=== DATA EXTRACT ===

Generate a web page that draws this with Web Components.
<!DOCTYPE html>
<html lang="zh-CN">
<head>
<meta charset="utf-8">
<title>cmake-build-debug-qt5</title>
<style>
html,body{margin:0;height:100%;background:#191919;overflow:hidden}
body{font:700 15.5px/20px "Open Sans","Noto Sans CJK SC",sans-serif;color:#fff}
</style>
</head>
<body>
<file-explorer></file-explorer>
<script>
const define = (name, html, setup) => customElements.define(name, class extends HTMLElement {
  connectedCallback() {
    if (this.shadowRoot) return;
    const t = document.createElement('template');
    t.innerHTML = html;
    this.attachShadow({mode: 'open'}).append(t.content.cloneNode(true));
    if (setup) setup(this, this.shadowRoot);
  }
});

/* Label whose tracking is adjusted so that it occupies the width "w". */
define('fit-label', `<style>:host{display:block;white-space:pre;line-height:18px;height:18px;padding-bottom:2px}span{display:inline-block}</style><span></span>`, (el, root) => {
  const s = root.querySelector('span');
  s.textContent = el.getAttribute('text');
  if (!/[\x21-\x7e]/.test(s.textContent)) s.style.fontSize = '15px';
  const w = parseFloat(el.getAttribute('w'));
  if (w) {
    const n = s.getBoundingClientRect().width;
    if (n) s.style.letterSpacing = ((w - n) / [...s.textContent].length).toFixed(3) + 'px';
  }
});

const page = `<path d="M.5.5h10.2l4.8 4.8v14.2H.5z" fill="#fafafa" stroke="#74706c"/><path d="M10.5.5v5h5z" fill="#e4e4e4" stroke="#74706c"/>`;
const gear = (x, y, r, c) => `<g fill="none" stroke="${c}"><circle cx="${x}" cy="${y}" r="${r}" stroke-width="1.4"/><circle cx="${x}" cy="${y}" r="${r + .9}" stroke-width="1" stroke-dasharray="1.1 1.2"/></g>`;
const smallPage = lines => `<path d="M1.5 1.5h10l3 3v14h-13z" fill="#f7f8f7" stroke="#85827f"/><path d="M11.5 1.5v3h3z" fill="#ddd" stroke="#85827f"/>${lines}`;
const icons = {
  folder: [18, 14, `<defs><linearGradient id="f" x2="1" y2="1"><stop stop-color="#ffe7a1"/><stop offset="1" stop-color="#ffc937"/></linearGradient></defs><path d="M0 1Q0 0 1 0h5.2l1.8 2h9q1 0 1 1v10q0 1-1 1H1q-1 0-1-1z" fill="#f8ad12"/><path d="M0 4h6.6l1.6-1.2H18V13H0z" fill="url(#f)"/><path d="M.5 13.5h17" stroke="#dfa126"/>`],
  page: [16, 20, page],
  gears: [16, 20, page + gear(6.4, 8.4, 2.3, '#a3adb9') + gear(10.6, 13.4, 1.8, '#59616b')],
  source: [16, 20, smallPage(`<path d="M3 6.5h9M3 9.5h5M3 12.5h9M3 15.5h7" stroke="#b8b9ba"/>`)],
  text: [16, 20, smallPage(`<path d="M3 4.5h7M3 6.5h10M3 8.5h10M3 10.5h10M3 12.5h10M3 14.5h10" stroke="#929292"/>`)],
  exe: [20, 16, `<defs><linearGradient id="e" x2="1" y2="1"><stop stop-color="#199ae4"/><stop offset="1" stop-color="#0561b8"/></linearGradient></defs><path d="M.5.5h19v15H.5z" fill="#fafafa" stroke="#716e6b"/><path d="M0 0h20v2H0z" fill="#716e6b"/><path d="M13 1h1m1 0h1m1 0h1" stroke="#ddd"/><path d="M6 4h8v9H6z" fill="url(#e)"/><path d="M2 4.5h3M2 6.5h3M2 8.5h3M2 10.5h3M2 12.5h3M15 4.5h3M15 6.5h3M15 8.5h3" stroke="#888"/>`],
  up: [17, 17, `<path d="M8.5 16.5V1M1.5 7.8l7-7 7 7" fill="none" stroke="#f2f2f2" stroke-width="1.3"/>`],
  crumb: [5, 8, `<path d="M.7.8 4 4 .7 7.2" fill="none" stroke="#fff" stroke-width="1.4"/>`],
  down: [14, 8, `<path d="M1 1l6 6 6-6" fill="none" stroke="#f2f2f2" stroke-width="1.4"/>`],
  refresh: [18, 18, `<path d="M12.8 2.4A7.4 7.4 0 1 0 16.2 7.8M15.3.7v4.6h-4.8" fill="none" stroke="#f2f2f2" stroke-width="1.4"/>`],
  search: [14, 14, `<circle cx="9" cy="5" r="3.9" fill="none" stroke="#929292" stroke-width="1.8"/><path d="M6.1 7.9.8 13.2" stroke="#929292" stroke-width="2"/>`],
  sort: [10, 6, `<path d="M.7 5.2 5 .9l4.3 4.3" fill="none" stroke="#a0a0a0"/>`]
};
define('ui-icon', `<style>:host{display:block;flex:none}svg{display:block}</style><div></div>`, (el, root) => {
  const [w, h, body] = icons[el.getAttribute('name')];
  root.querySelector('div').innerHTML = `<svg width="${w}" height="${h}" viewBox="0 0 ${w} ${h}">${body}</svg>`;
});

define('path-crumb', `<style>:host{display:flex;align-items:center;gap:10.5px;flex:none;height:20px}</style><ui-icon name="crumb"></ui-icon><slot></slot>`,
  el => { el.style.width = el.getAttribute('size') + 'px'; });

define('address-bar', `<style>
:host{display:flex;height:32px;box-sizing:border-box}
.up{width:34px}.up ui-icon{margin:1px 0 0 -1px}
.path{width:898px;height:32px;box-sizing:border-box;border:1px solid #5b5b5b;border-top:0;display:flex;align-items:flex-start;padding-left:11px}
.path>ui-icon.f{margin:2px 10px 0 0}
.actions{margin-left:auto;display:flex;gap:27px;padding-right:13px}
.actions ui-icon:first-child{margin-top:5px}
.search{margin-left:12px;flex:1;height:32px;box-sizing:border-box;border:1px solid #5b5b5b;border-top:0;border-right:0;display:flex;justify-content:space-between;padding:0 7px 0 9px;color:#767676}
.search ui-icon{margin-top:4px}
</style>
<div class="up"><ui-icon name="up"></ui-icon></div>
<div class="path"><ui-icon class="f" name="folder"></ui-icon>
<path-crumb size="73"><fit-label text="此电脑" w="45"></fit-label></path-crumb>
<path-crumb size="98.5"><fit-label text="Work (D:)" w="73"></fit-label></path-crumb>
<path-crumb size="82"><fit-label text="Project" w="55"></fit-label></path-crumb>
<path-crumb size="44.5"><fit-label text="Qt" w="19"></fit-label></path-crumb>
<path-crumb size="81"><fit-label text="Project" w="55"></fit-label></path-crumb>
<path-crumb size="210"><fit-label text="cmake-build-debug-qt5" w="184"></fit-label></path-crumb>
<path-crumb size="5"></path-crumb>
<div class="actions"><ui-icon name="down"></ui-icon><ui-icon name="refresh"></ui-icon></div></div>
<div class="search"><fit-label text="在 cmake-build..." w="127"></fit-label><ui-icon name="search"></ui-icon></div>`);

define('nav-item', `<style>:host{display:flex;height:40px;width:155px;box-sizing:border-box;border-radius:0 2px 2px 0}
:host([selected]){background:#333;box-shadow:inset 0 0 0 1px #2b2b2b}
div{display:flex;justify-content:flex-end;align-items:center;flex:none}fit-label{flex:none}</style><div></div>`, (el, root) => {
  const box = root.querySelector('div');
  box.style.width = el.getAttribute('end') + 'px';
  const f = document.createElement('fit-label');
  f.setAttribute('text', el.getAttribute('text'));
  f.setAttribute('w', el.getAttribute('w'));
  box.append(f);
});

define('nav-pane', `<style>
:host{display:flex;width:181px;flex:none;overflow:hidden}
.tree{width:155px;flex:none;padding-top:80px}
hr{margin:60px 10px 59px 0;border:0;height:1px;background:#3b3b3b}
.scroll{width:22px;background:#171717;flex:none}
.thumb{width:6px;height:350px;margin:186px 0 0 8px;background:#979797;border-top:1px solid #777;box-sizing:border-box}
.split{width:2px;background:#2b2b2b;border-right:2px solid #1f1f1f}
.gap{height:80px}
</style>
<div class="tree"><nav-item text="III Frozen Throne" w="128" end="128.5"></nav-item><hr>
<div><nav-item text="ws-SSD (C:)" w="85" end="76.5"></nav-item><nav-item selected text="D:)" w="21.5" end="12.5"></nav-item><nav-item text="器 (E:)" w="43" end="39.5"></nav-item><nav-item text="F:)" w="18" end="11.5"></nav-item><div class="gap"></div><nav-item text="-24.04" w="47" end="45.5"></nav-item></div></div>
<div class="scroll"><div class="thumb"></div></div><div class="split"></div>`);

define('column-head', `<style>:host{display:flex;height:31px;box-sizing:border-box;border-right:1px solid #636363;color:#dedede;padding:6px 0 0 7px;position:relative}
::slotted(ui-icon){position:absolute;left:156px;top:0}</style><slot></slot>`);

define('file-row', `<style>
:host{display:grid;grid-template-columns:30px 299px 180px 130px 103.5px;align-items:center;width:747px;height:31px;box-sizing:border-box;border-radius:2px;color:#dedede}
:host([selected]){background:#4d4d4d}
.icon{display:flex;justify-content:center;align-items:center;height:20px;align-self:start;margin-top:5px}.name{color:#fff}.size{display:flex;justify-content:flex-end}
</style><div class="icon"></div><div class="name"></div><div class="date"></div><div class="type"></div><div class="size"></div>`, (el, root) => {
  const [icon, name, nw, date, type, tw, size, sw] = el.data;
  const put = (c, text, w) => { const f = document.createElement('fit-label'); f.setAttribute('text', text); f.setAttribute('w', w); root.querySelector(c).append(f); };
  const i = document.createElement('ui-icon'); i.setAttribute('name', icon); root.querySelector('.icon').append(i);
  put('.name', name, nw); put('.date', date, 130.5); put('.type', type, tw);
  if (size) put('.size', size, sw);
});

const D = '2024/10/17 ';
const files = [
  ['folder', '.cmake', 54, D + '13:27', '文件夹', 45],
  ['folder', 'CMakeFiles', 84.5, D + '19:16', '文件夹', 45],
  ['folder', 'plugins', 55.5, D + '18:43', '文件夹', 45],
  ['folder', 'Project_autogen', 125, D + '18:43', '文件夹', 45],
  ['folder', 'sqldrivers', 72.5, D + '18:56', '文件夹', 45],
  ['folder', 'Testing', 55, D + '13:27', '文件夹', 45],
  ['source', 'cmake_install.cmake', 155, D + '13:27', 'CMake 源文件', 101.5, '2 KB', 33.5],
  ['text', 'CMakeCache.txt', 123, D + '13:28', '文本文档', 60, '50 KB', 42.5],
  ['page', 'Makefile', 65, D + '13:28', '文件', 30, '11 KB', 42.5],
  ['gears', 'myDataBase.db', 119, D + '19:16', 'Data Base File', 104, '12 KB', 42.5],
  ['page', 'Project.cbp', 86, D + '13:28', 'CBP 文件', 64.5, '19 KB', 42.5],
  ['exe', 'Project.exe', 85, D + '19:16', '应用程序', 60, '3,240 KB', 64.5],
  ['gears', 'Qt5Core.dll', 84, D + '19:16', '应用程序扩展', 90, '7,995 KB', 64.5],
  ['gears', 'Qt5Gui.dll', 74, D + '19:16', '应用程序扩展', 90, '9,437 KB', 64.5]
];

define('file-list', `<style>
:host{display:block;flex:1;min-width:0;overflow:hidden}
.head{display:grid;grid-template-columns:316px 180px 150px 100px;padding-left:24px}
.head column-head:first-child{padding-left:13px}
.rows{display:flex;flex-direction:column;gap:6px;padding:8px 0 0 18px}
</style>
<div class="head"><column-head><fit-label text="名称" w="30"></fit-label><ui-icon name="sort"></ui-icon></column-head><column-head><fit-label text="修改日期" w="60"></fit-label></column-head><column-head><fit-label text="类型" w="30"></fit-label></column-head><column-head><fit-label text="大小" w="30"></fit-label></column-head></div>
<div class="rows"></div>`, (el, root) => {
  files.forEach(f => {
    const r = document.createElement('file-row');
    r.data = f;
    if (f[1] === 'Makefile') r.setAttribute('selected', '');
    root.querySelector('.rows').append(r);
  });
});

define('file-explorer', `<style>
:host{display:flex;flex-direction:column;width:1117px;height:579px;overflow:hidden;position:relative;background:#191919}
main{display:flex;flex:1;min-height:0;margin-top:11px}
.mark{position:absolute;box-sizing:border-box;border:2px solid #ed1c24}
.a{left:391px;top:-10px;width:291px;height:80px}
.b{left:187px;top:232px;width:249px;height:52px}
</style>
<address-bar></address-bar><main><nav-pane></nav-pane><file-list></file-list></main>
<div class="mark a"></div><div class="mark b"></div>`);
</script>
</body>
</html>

===

## SHORT PROBLEM
Report how many lines in this data include the string "that", and nothing else.

## IN RESPONSE
2